begin SUPPLIED DATA
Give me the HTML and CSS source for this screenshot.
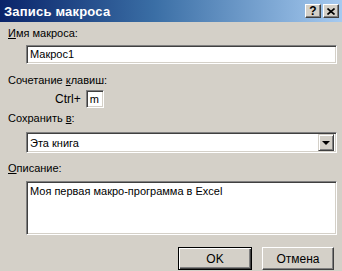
FILE: index.html
```html
<!DOCTYPE html>
<html lang="ru">
<head>
  <meta charset="UTF-8" />
  <title>Запись макроса</title>
  <link rel="stylesheet" href="styles.css">
</head>
<body>
  <div class="dialog">
    <div class="titlebar">
      <span class="title">Запись макроса</span>
      <div class="title-btns">
        <span class="tbtn">?</span>
        <span class="tbtn close">
          <svg width="8" height="7" viewBox="0 0 8 7"><path d="M0.5 0.5 L7.5 6.5 M7.5 0.5 L0.5 6.5" stroke="#000" stroke-width="1.6"/></svg>
        </span>
      </div>
    </div>

    <div class="content">
      <div class="label"><u>И</u>мя макроса:</div>
      <div class="field name-field">Макрос1</div>

      <div class="label gap-lg">Сочетание <u>к</u>лавиш:</div>
      <div class="hotkey-row">
        <span class="ctrl">Ctrl+</span>
        <div class="field key-field">m</div>
      </div>

      <div class="label gap-sm">Сохранить <u>в</u>:</div>
      <div class="field select-field">
        <span class="select-text">Эта книга</span>
        <span class="select-btn"><span class="arrow"></span></span>
      </div>

      <div class="label gap-md"><u>О</u>писание:</div>
      <div class="field desc-field">Моя первая макро-программа в Excel</div>

      <div class="buttons">
        <div class="btn default">OK</div>
        <div class="btn">Отмена</div>
      </div>
    </div>
  </div>
</body>
</html>
```

FILE: styles.css
```css
body {
  margin: 0;
  background-color: #d4d0c8;
  font-family: 'Liberation Sans', Arial, sans-serif;
  font-size: 11px;
  color: #000;
}

.dialog {
  width: 342px;
  height: 271px;
  background-color: #d4d0c8;
  overflow: hidden;
}

.titlebar {
  height: 22px;
  display: flex;
  align-items: center;
  padding: 0 3px 0 4px;
  background: linear-gradient(90deg, #0a246a 0%, #3a6ea5 45%, #a6caf0 100%);
}

.title {
  color: #fff;
  font-weight: bold;
  font-size: 13px;
  letter-spacing: 0.2px;
}

.title-btns {
  margin-left: auto;
  display: flex;
  gap: 2px;
}

.tbtn {
  box-sizing: border-box;
  width: 16px;
  height: 14px;
  background-color: #d4d0c8;
  border-top: 1px solid #fff;
  border-left: 1px solid #fff;
  border-right: 1px solid #404040;
  border-bottom: 1px solid #404040;
  box-shadow: inset -1px -1px #808080;
  font-weight: bold;
  font-size: 12px;
  line-height: 12px;
  text-align: center;
  color: #000;
  display: flex;
  align-items: center;
  justify-content: center;
}

.content {
  padding: 0 5px 0 8px;
}

.label {
  height: 13px;
  line-height: 13px;
  margin-top: 5px;
  white-space: nowrap;
}

.gap-lg {
  margin-top: 10px;
}

.gap-sm {
  margin-top: 5px;
}

.gap-md {
  margin-top: 9px;
}

.field {
  box-sizing: border-box;
  background-color: #fff;
  border-top: 1px solid #808080;
  border-left: 1px solid #808080;
  border-right: 1px solid #fff;
  border-bottom: 1px solid #fff;
  box-shadow: inset 1px 1px #404040, inset -1px -1px #d4d0c8;
  padding: 0 3px;
  white-space: nowrap;
}

.name-field {
  margin: 5px 0 0 18px;
  height: 19px;
  line-height: 17px;
}

.hotkey-row {
  display: flex;
  align-items: center;
  gap: 5px;
  margin: 3px 0 0 47px;
  height: 17px;
}

.ctrl {
  font-size: 12px;
}

.key-field {
  width: 18px;
  height: 18px;
  line-height: 16px;
}

.select-field {
  margin: 7px 0 0 18px;
  height: 21px;
  display: flex;
  align-items: center;
  padding: 0 2px 0 3px;
}

.select-text {
  flex: 1;
}

.select-btn {
  width: 16px;
  height: 17px;
  box-sizing: border-box;
  background-color: #d4d0c8;
  border-top: 1px solid #d4d0c8;
  border-left: 1px solid #d4d0c8;
  border-right: 1px solid #404040;
  border-bottom: 1px solid #404040;
  box-shadow: inset 1px 1px #fff, inset -1px -1px #808080;
  display: flex;
  align-items: center;
  justify-content: center;
}

.arrow {
  width: 0;
  height: 0;
  border-left: 4px solid transparent;
  border-right: 4px solid transparent;
  border-top: 4px solid #000;
}

.desc-field {
  margin: 6px 0 0 18px;
  height: 54px;
  line-height: 14px;
  padding-top: 2px;
}

.buttons {
  display: flex;
  justify-content: flex-end;
  gap: 10px;
  margin-top: 12px;
  padding-right: 3px;
}

.btn {
  box-sizing: border-box;
  width: 72px;
  height: 23px;
  background-color: #d4d0c8;
  border-top: 1px solid #fff;
  border-left: 1px solid #fff;
  border-right: 1px solid #404040;
  border-bottom: 1px solid #404040;
  box-shadow: inset -1px -1px #808080;
  display: flex;
  align-items: center;
  justify-content: center;
  font-size: 12px;
}

.btn.default {
  border: 1px solid #000;
  box-shadow: inset 1px 1px #fff, inset -1px -1px #404040, inset -2px -2px #808080;
  width: 74px;
}
```
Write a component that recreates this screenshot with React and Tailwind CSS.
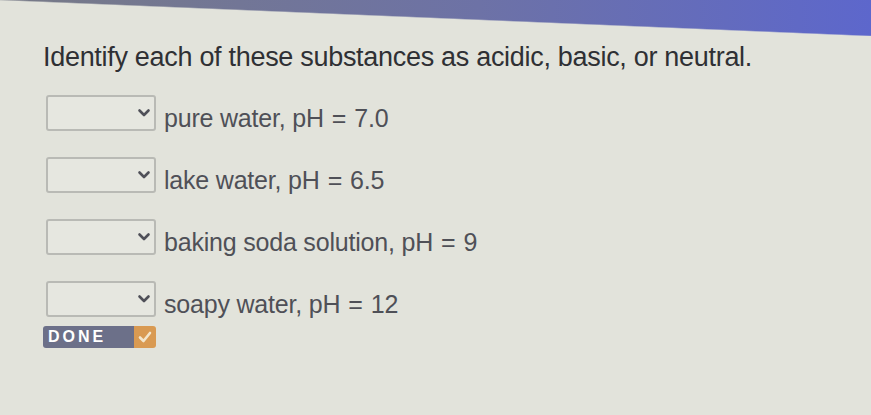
const rows = [
    { label: "pure water, ", value: "7.0" },
    { label: "lake water, ", value: "6.5" },
    { label: "baking soda solution, ", value: "9" },
    { label: "soapy water, ", value: "12" },
]

const Chevron = () => (
    <svg width="14" height="10" viewBox="0 0 14 10" fill="none">
        <path d="M2.5 2.5l4.5 4.5 4.5-4.5" stroke="#4f5058" strokeWidth="2.6" strokeLinecap="round" strokeLinejoin="round" />
    </svg>
)

const Row = ({ label, value }) => (
    <div className="flex items-end gap-[8px] h-[36px]">
        <div className="w-[110px] h-[36px] border-2 border-[#b9bab5] rounded-[3px] bg-[#e6e7e0] flex items-center justify-end pr-[3px]">
            <Chevron />
        </div>
        <span className="text-[25px] leading-[25px] text-[#4f5057] tracking-[-0.2px]">
            {label}pH<span className="mx-[8px]">=</span>{value}
        </span>
    </div>
)

export default function App() {
    return (
        <div
            className="w-[871px] h-[415px] overflow-hidden bg-[#e2e3db] flex flex-col"
            style={{ fontFamily: '"Liberation Sans", Arial, sans-serif' }}
        >
            <div className="h-[36px] shrink-0 bg-[linear-gradient(to_bottom_left,transparent_49%,#e2e3db_51%),linear-gradient(to_right,#777a86,#6d72a6_55%,#5d67cc)]"></div>
            <div className="pl-[43px] mt-[6px]">
                <h1 className="text-[27px] text-[#2f3034] tracking-[-0.3px] leading-[30px]">
                    Identify each of these substances as acidic, basic, or neutral.
                </h1>
                <div className="flex flex-col gap-[26px] mt-[23px] pl-[3px]">
                    {rows.map((r) => (
                        <Row key={r.label} {...r} />
                    ))}
                </div>
                <div className="mt-[9px] flex items-stretch h-[22px] w-[113px] rounded-[3px] overflow-hidden">
                    <div className="flex-1 bg-[#6c7089] text-white text-[16px] font-bold tracking-[3px] flex items-center pl-[5px]">
                        DONE
                    </div>
                    <div className="w-[22px] bg-[#d99a52] flex items-center justify-center">
                        <svg width="14" height="12" viewBox="0 0 14 12" fill="none">
                            <path d="M2 6.5l3.5 3.5L12 2" stroke="#f3e6cc" strokeWidth="2.6" strokeLinecap="round" strokeLinejoin="round" />
                        </svg>
                    </div>
                </div>
            </div>
        </div>
    )
}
end SUPPLIED DATA
== EXERCISE DETAILS ==
Check every line of the data, and copy the ones that contain "screenshot".

== EXERCISE OUTPUT ==
Give me the HTML and CSS source for this screenshot.
Write a component that recreates this screenshot with React and Tailwind CSS.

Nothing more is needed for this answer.